Diamonds in the rough can also be discovered at property auctions. A run-down shack could end up being a pristine, sought after home following a refurb. But the rising popularity of auctions has created a challenge for bidders. Last year, many auction houses reported record numbers of sales. As more buyers turn to auction houses in search of these hidden opportunity, competition rises.
How can specialist finance help?
Auctions can present you with many opportunities. Residential, commercial, and mixed-use properties can be found at auction, often at very tempting prices.
When it comes to auctions, speed is the name of the game, for both the bidding and what comes after. Purchases need to be wrapped up in mere weeks and those with finance at the ready will be able to pull ahead of their rivals.
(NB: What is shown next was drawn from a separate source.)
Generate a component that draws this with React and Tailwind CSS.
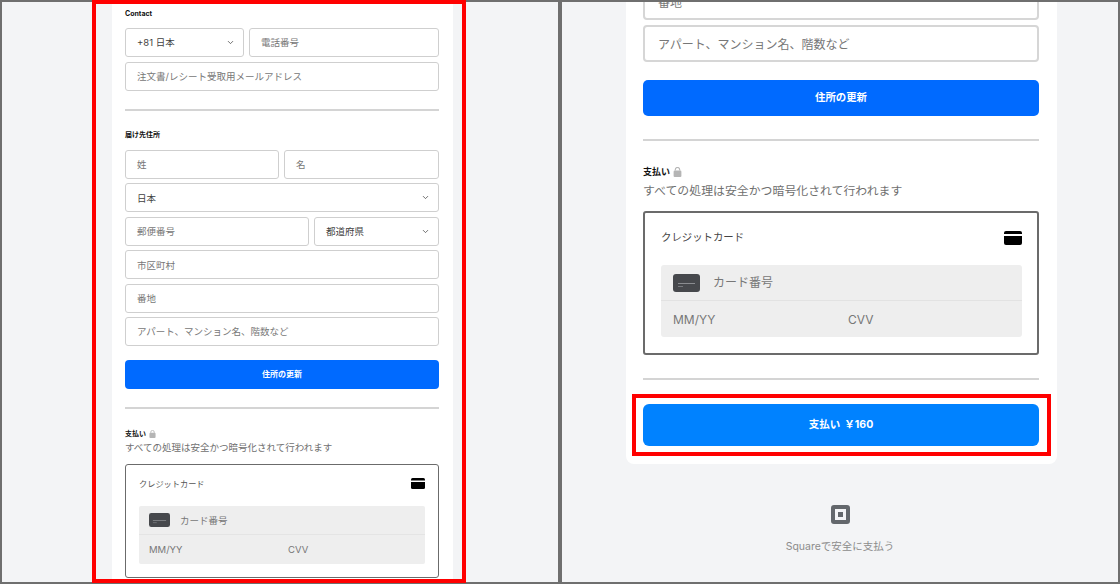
import { ChevronDown } from "lucide-react";

const FONT = { fontFamily: '"Inter", "Noto Sans CJK JP", sans-serif' };

// small field used in the left (zoomed out) panel
const SmallField = ({ label, select, className = "", dark }) => (
  <div
    className={`h-[29px] flex items-center justify-between rounded-[3px] border border-[#cfcfcf] bg-white pl-[11px] pr-[8px] text-[9.5px] ${
      dark ? "text-[#3f3f3f]" : "text-[#777777]"
    } ${className}`}
  >
    <span className="pt-[2px]">{label}</span>
    {select && <ChevronDown className="w-[9px] h-[9px] text-[#444444]" strokeWidth={2} />}
  </div>
);

// black card glyph, top right of the credit card box
const CardGlyph = ({ className }) => (
  <svg className={className} viewBox="0 0 18 14">
    <path d="M2 0h14a2 2 0 0 1 2 2v1H0V2a2 2 0 0 1 2-2z" fill="#000" />
    <path d="M0 5h18v7a2 2 0 0 1-2 2H2a2 2 0 0 1-2-2z" fill="#000" />
  </svg>
);

// dark placeholder card in the number row
const CardThumb = ({ className }) => (
  <svg className={className} viewBox="0 0 27 18">
    <rect width="27" height="18" rx="3" fill="#46484c" />
    <rect x="5" y="9" width="17" height="1" fill="#8a8c90" />
    <rect x="5" y="12" width="5" height="1" fill="#77797d" />
  </svg>
);

const Lock = ({ className }) => (
  <svg className={className} viewBox="0 0 8 9">
    <path d="M2 3.2V2.4a2 2 0 0 1 4 0v.8" fill="none" stroke="#b5b5b5" strokeWidth="1" />
    <rect x="0.5" y="3.2" width="7" height="5.8" rx="1" fill="#b5b5b5" />
  </svg>
);

const LeftPanel = () => (
  <div className="flex-1 bg-[#f3f4f6] overflow-hidden">
    <div className="ml-[110px] mr-[105px] h-full bg-white pl-[13px] pr-[14px] pt-[8px]">
      <p className="text-[7px] leading-[7px] font-bold text-[#111111]">Contact</p>
      <div className="mt-[11px] flex gap-[5px]">
        <SmallField label="+81 日本" select dark className="w-[119px]" />
        <SmallField label="電話番号" className="flex-1" />
      </div>
      <SmallField label="注文書/レシート受取用メールアドレス" className="mt-[5px]" />
      <div className="mt-[18px] h-[2px] bg-[#d4d4d4]" />

      <p className="mt-[20px] text-[7px] leading-[7px] font-bold text-[#111111]">届け先住所</p>
      <div className="mt-[12px] flex gap-[5px]">
        <SmallField label="姓" className="flex-1" />
        <SmallField label="名" className="w-[155px]" />
      </div>
      <SmallField label="日本" select dark className="mt-[4.4px]" />
      <div className="mt-[4.4px] flex gap-[5px]">
        <SmallField label="郵便番号" className="flex-1" />
        <SmallField label="都道府県" select dark className="w-[125px]" />
      </div>
      <SmallField label="市区町村" className="mt-[4.4px]" />
      <SmallField label="番地" className="mt-[4.4px]" />
      <SmallField label="アパート、マンション名、階数など" className="mt-[4.4px]" />
      <div className="mt-[14px] h-[29px] rounded-[4px] bg-[#006aff] flex items-center justify-center text-[8px] font-bold text-white">
        住所の更新
      </div>
      <div className="mt-[18px] h-[2px] bg-[#d4d4d4]" />

      <div className="mt-[21px] flex items-center gap-[3px]">
        <span className="text-[7px] leading-[8px] font-bold text-[#111111]">支払い</span>
        <Lock className="w-[7px] h-[8px]" />
      </div>
      <p className="mt-[3px] text-[9.5px] leading-[14px] text-[#6f6f6f]">すべての処理は安全かつ暗号化されて行われます</p>
      <div className="mt-[9px] h-[114px] rounded-[3px] border-[1.5px] border-[#6b6b6b] px-[13px] pt-[12px]">
        <div className="flex items-center justify-between h-[14px]">
          <span className="text-[8.2px] text-[#555555]">クレジットカード</span>
          <CardGlyph className="w-[14px] h-[11px]" />
        </div>
        <div className="mt-[15px] rounded-[2px] bg-[#eeeeee] text-[9.5px] text-[#777777]">
          <div className="h-[29px] flex items-center gap-[10px] px-[10px] border-b border-[#e4e4e4]">
            <CardThumb className="w-[21px] h-[14px]" />
            <span className="pt-[2px]">カード番号</span>
          </div>
          <div className="h-[29px] flex items-center pl-[10px] pt-[2px]">
            <span className="w-[139px]">MM/YY</span>
            <span>CVV</span>
          </div>
        </div>
      </div>
    </div>
  </div>
);

const BigField = ({ label, className = "" }) => (
  <div className={`h-[37px] flex items-center rounded-[4px] border-2 border-[#d6d6d6] bg-white pl-[13px] pt-[2px] text-[12px] text-[#777777] ${className}`}>
    {label}
  </div>
);

const RightPanel = () => (
  <div className="flex-1 bg-[#f3f4f6] overflow-hidden">
    <div className="ml-[64px] mr-[61px] -mt-[19px] bg-white rounded-b-[8px] pl-[17px] pr-[18px] pb-[18px]">
      <BigField label="番地" />
      <BigField label="アパート、マンション名、階数など" className="mt-[5px]" />
      <div className="mt-[18px] h-[36px] rounded-[5px] bg-[#006aff] flex items-center justify-center text-[10.4px] font-bold text-white">
        住所の更新
      </div>
      <div className="mt-[23px] h-[2px] bg-[#d4d4d4]" />

      <div className="mt-[26px] flex items-center gap-[3px]">
        <span className="text-[9px] leading-[10px] font-bold text-[#111111]">支払い</span>
        <Lock className="w-[9px] h-[10px]" />
      </div>
      <p className="mt-[5px] text-[11.9px] leading-[18px] text-[#6f6f6f]">すべての処理は安全かつ暗号化されて行われます</p>
      <div className="mt-[11px] h-[144px] rounded-[3px] border-2 border-[#6b6b6b] pl-[16px] pr-[15px] pt-[16px]">
        <div className="flex items-center justify-between h-[18px]">
          <span className="text-[10.4px] text-[#444444]">クレジットカード</span>
          <CardGlyph className="w-[18px] h-[14px]" />
        </div>
        <div className="mt-[18px] rounded-[3px] bg-[#eeeeee] text-[12px] text-[#777777]">
          <div className="h-[36px] flex items-center gap-[13px] px-[12px] border-b border-[#e2e2e2]">
            <CardThumb className="w-[27px] h-[18px]" />
            <span>カード番号</span>
          </div>
          <div className="h-[36px] flex items-center pl-[12px] pt-[2px]">
            <span className="w-[175px]">MM/YY</span>
            <span>CVV</span>
          </div>
        </div>
      </div>
      <div className="mt-[23px] h-[2px] bg-[#d4d4d4]" />
      <div className="mt-[24px] h-[42px] rounded-[6px] bg-[#0082ff] flex items-center justify-center gap-[4px] text-[10.5px] font-bold text-white">
        <span>支払い</span>
        <span>￥160</span>
      </div>
    </div>
    <div className="mt-[41px] flex flex-col items-center gap-[16px]">
      <svg className="w-[19px] h-[19px]" viewBox="0 0 19 19">
        <path
          fillRule="evenodd"
          d="M3 0h13a3 3 0 0 1 3 3v13a3 3 0 0 1-3 3H3a3 3 0 0 1-3-3V3a3 3 0 0 1 3-3zm1 4v11h11V4z"
          fill="#63676c"
        />
        <rect x="7" y="7" width="5" height="5" fill="#63676c" />
      </svg>
      <span className="text-[10.5px] leading-[14px] text-[#8c8c8c]">Squareで安全に支払う</span>
    </div>
  </div>
);

export default function App() {
  return (
    <div className="relative w-[1120px] h-[584px] overflow-hidden bg-[#6f6f6f] p-[2px] flex gap-[4px]" style={FONT}>
      <LeftPanel />
      <RightPanel />
      {/* red highlight frames drawn over the screenshots */}
      <div className="absolute left-[92px] top-0 w-[374px] h-[583px] border-[4px] border-[#ff0000]" />
      <div className="absolute left-[632px] top-[394px] w-[419px] h-[62px] border-[4px] border-[#ff0000]" />
    </div>
  );
}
This is where specialist finance may be able to provide you with an advantage.
Our auction bridging loans can be issued in as little as 3 days from an enquiry. This will not only provide with peace of mind, knowing you’ll be able to meet the auction house’s deadline, but it may also provide you with confidence when bidding.
Knowing how much capital you’ll have access to will allow you to bid comfortably. Whereas some of your rivals may be worried about bidding beyond their means.
We also have several options available for what comes afterwards, should your bid be successful. From arranging bespoke auction loans to meet your completion deadline, to renovating less-than-perfect assets using our permitted & light development bridging loans. Meanwhile, our BTL mortgages can allow you to rent properties that you may have purchased.
No matter what your property investment plans may entail, we may be able to match you up with an appropriate financial solution.